TASK STATEMENT:
Return the listing below unchanged, minus its pictures.

SUPPLIED MATERIAL:
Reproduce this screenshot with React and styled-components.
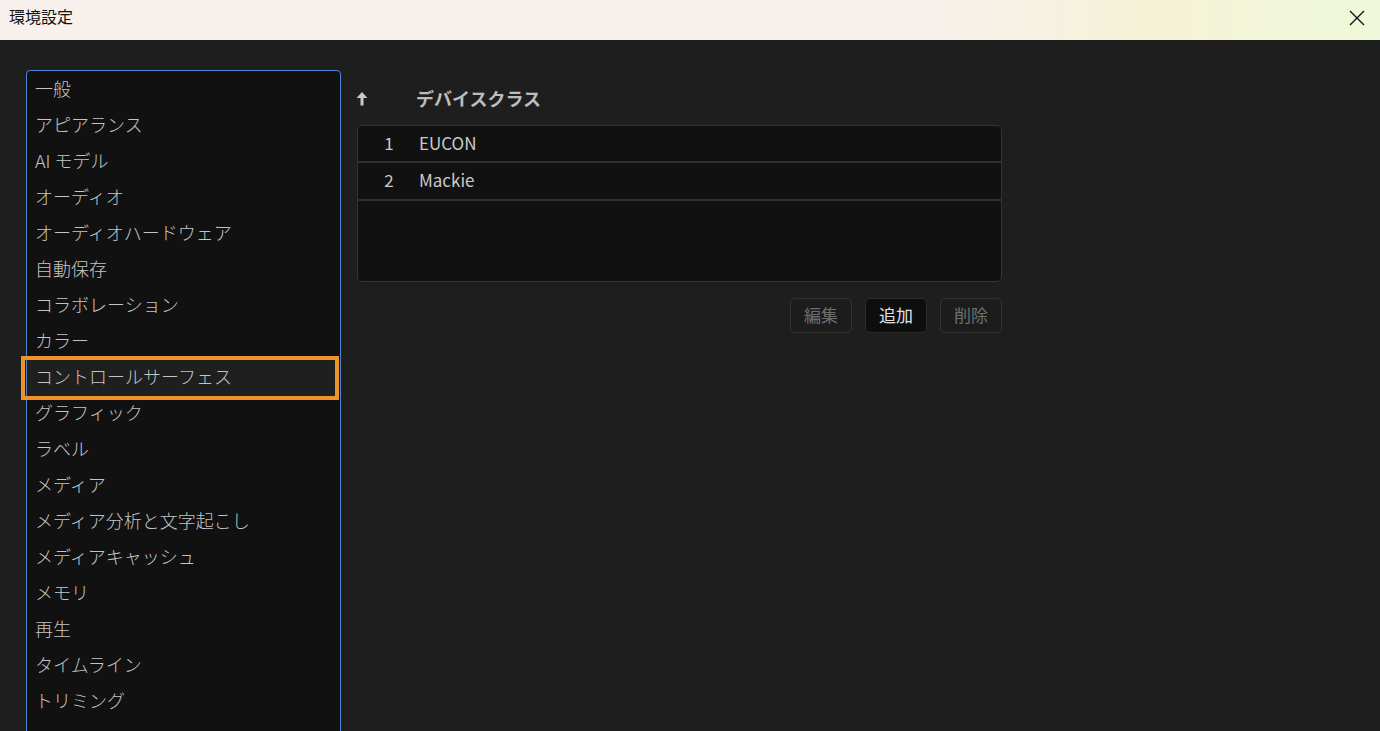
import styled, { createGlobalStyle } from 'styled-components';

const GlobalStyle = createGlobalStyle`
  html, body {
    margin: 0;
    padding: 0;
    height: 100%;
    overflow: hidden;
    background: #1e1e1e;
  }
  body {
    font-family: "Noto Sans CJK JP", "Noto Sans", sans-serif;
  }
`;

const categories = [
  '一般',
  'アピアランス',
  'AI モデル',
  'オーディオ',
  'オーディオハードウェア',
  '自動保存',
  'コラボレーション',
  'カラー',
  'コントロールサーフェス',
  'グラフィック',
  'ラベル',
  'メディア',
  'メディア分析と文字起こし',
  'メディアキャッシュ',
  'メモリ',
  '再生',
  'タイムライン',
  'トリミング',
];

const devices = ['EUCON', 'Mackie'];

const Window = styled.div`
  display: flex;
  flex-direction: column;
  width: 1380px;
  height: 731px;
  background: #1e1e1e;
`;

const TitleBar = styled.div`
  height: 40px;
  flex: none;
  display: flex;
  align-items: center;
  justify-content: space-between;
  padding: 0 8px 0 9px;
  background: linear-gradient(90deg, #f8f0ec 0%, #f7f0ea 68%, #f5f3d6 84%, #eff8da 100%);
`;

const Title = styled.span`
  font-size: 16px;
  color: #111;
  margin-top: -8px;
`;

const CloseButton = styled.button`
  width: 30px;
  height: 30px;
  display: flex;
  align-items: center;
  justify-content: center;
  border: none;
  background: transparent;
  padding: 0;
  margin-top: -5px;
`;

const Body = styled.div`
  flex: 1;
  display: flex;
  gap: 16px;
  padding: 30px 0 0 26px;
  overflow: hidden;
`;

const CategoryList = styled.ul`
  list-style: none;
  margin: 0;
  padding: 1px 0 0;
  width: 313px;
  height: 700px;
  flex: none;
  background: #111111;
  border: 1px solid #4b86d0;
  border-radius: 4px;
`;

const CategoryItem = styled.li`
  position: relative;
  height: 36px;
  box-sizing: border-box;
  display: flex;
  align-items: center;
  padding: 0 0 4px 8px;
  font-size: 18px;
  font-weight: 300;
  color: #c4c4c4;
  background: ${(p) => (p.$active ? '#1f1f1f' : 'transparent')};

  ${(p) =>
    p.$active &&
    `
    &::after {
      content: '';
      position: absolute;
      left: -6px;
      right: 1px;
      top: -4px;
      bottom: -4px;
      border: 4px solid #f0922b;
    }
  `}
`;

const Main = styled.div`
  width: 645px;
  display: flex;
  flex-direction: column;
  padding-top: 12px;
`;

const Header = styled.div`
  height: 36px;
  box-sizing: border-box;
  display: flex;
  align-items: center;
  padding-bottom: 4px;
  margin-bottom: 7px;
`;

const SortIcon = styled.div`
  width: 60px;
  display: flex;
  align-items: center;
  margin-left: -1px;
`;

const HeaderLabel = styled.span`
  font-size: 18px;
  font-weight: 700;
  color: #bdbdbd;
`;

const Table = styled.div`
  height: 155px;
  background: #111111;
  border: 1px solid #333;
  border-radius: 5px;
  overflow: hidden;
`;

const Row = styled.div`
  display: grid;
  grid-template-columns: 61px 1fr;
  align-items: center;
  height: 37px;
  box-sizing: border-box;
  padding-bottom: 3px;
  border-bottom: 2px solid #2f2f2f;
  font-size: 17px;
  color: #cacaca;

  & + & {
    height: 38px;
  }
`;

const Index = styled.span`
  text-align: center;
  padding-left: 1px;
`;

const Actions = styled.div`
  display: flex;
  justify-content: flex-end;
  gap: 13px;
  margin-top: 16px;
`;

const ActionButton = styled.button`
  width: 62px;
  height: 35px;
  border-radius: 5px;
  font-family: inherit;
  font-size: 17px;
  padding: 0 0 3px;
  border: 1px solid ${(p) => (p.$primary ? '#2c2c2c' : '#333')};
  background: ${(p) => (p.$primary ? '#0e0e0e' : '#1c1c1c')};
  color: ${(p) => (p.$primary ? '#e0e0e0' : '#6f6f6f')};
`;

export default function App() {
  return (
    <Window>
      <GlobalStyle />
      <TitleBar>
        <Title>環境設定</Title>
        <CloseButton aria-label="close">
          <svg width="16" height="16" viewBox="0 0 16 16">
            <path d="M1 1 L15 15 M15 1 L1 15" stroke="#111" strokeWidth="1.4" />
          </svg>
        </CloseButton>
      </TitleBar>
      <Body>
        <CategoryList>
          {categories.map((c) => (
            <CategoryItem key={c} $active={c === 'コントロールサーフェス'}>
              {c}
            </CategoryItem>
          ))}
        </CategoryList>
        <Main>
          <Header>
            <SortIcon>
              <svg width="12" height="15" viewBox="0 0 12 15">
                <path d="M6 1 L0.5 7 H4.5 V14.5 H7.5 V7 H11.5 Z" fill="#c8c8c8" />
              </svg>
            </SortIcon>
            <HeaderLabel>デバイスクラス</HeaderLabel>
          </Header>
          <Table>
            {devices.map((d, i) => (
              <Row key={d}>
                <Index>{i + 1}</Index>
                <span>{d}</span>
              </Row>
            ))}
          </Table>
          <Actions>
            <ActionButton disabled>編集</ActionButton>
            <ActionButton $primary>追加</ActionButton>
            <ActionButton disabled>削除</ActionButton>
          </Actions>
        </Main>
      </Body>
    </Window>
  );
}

FULL SOLUTION:
Reproduce this screenshot with React and styled-components.
import styled, { createGlobalStyle } from 'styled-components';

const GlobalStyle = createGlobalStyle`
  html, body {
    margin: 0;
    padding: 0;
    height: 100%;
    overflow: hidden;
    background: #1e1e1e;
  }
  body {
    font-family: "Noto Sans CJK JP", "Noto Sans", sans-serif;
  }
`;

const categories = [
  '一般',
  'アピアランス',
  'AI モデル',
  'オーディオ',
  'オーディオハードウェア',
  '自動保存',
  'コラボレーション',
  'カラー',
  'コントロールサーフェス',
  'グラフィック',
  'ラベル',
  'メディア',
  'メディア分析と文字起こし',
  'メディアキャッシュ',
  'メモリ',
  '再生',
  'タイムライン',
  'トリミング',
];

const devices = ['EUCON', 'Mackie'];

const Window = styled.div`
  display: flex;
  flex-direction: column;
  width: 1380px;
  height: 731px;
  background: #1e1e1e;
`;

const TitleBar = styled.div`
  height: 40px;
  flex: none;
  display: flex;
  align-items: center;
  justify-content: space-between;
  padding: 0 8px 0 9px;
  background: linear-gradient(90deg, #f8f0ec 0%, #f7f0ea 68%, #f5f3d6 84%, #eff8da 100%);
`;

const Title = styled.span`
  font-size: 16px;
  color: #111;
  margin-top: -8px;
`;

const CloseButton = styled.button`
  width: 30px;
  height: 30px;
  display: flex;
  align-items: center;
  justify-content: center;
  border: none;
  background: transparent;
  padding: 0;
  margin-top: -5px;
`;

const Body = styled.div`
  flex: 1;
  display: flex;
  gap: 16px;
  padding: 30px 0 0 26px;
  overflow: hidden;
`;

const CategoryList = styled.ul`
  list-style: none;
  margin: 0;
  padding: 1px 0 0;
  width: 313px;
  height: 700px;
  flex: none;
  background: #111111;
  border: 1px solid #4b86d0;
  border-radius: 4px;
`;

const CategoryItem = styled.li`
  position: relative;
  height: 36px;
  box-sizing: border-box;
  display: flex;
  align-items: center;
  padding: 0 0 4px 8px;
  font-size: 18px;
  font-weight: 300;
  color: #c4c4c4;
  background: ${(p) => (p.$active ? '#1f1f1f' : 'transparent')};

  ${(p) =>
    p.$active &&
    `
    &::after {
      content: '';
      position: absolute;
      left: -6px;
      right: 1px;
      top: -4px;
      bottom: -4px;
      border: 4px solid #f0922b;
    }
  `}
`;

const Main = styled.div`
  width: 645px;
  display: flex;
  flex-direction: column;
  padding-top: 12px;
`;

const Header = styled.div`
  height: 36px;
  box-sizing: border-box;
  display: flex;
  align-items: center;
  padding-bottom: 4px;
  margin-bottom: 7px;
`;

const SortIcon = styled.div`
  width: 60px;
  display: flex;
  align-items: center;
  margin-left: -1px;
`;

const HeaderLabel = styled.span`
  font-size: 18px;
  font-weight: 700;
  color: #bdbdbd;
`;

const Table = styled.div`
  height: 155px;
  background: #111111;
  border: 1px solid #333;
  border-radius: 5px;
  overflow: hidden;
`;

const Row = styled.div`
  display: grid;
  grid-template-columns: 61px 1fr;
  align-items: center;
  height: 37px;
  box-sizing: border-box;
  padding-bottom: 3px;
  border-bottom: 2px solid #2f2f2f;
  font-size: 17px;
  color: #cacaca;

  & + & {
    height: 38px;
  }
`;

const Index = styled.span`
  text-align: center;
  padding-left: 1px;
`;

const Actions = styled.div`
  display: flex;
  justify-content: flex-end;
  gap: 13px;
  margin-top: 16px;
`;

const ActionButton = styled.button`
  width: 62px;
  height: 35px;
  border-radius: 5px;
  font-family: inherit;
  font-size: 17px;
  padding: 0 0 3px;
  border: 1px solid ${(p) => (p.$primary ? '#2c2c2c' : '#333')};
  background: ${(p) => (p.$primary ? '#0e0e0e' : '#1c1c1c')};
  color: ${(p) => (p.$primary ? '#e0e0e0' : '#6f6f6f')};
`;

export default function App() {
  return (
    <Window>
      <GlobalStyle />
      <TitleBar>
        <Title>環境設定</Title>
        <CloseButton aria-label="close">
          <svg width="16" height="16" viewBox="0 0 16 16">
            <path d="M1 1 L15 15 M15 1 L1 15" stroke="#111" strokeWidth="1.4" />
          </svg>
        </CloseButton>
      </TitleBar>
      <Body>
        <CategoryList>
          {categories.map((c) => (
            <CategoryItem key={c} $active={c === 'コントロールサーフェス'}>
              {c}
            </CategoryItem>
          ))}
        </CategoryList>
        <Main>
          <Header>
            <SortIcon>
              <svg width="12" height="15" viewBox="0 0 12 15">
                <path d="M6 1 L0.5 7 H4.5 V14.5 H7.5 V7 H11.5 Z" fill="#c8c8c8" />
              </svg>
            </SortIcon>
            <HeaderLabel>デバイスクラス</HeaderLabel>
          </Header>
          <Table>
            {devices.map((d, i) => (
              <Row key={d}>
                <Index>{i + 1}</Index>
                <span>{d}</span>
              </Row>
            ))}
          </Table>
          <Actions>
            <ActionButton disabled>編集</ActionButton>
            <ActionButton $primary>追加</ActionButton>
            <ActionButton disabled>削除</ActionButton>
          </Actions>
        </Main>
      </Body>
    </Window>
  );
}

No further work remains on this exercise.